NEW YORK - BACKGROUND: Earlier today, Moody's Investors Service upgraded its outlook on Verizon Communications Inc. (NYSE:VZ) from negative to stable, while lowering its long-term rating one notch, from A1 to A2, and confirming its top rating, Prime-1, on Verizon's commercial paper. In May, Moody's had placed the long-term debt rating under review as part of a broader review of the telecom industry. The following statement should be attributed to Doreen Toben, Verizon chief financial officer and executive vice president.
"We are disappointed with the lowering of our long-term rating from A1 to A2. However, against a background of turmoil in the rest of the telecom sector, Verizon's revised stable outlook and continued solid A rating reflect well on our dramatic reduction in debt and on our success in virtually eliminating the Verizon-specific uncertainties that had concerned Moody's earlier this year.
"Through the first nine months of the year, we reduced net debt by 18 percent, and we expect to end 2002 with net debt even lower than our previously announced target of $55 billion to $56 billion. We also have reduced commercial paper from $12.8 billion at the end of 2001 to approximately $3 billion at the end of the third quarter, a more than 75 percent decrease. In addition, we've eliminated our exposure to the NextWave wireless auction and questions about our intentions to reintegrate Genuity.
"We are encouraged by Moody's comments that Verizon has made significant progress in de-leveraging our balance sheet and improving our liquidity profile.
"As Moody's points out, we remain committed to a strategy of continued debt reduction and improvement in liquidity and free-cash-flow generation.
"We recognize that Moody's long-term rating change seems primarily based on its overall outlook about our industry, and we disagree with this view as it pertains to Verizon. In our view, Verizon's strong cash flow and diverse set of assets -- which includes both wireline and wireless under a well-established single brand -- differentiate us from other companies in the telecom sector. Our business fundamentals are strong, and we remain capable of delivering more innovation to more customers than anybody else in our industry.
"With 'solid A' status, Verizon continues to have a full, unfettered range of financing options at our disposal, and we expect to have continued excellent access to the capital markets."

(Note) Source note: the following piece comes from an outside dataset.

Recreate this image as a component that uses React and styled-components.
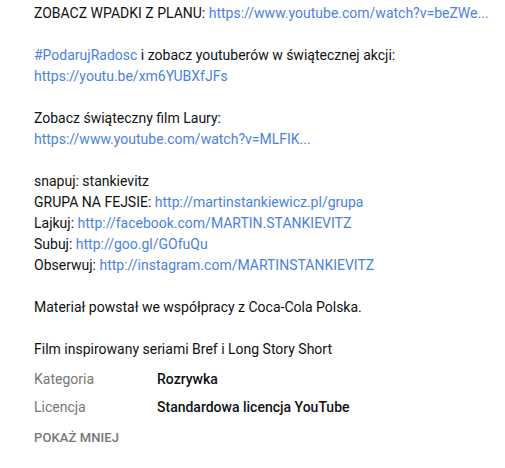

NOTE: This press release contains statements about expected future events and financial results that are forward-looking and subject to risks and uncertainties. For those statements, we claim the protection of the safe harbor for forward-looking statements contained in the Private Securities Litigation Reform Act of 1995. The following important factors could affect future results and could cause those results to differ materially from those expressed in the forward-looking statements: the duration and extent of the current economic downturn; materially adverse changes in economic conditions in the markets served by us or by companies in which we have substantial investments; material changes in available technology; technology substitution; an adverse change in the ratings afforded our debt securities by nationally accredited ratings organizations; the final results of federal and state regulatory proceedings concerning our provision of retail and wholesale services and judicial review of those results; the effects of competition in our markets; our ability to satisfy regulatory merger conditions and obtain combined company revenue enhancements and cost savings; the ability of Verizon Wireless to achieve revenue enhancements and cost savings, and obtain sufficient spectrum resources; our ability to recover insurance proceeds relating to equipment losses and other adverse financial impacts resulting from the terrorist attacks on Sept. 11, 2001; and changes in our accounting assumptions that regulatory agencies, including the SEC, may require or that result from changes in the accounting rules or their application, which could result in an impact on earnings.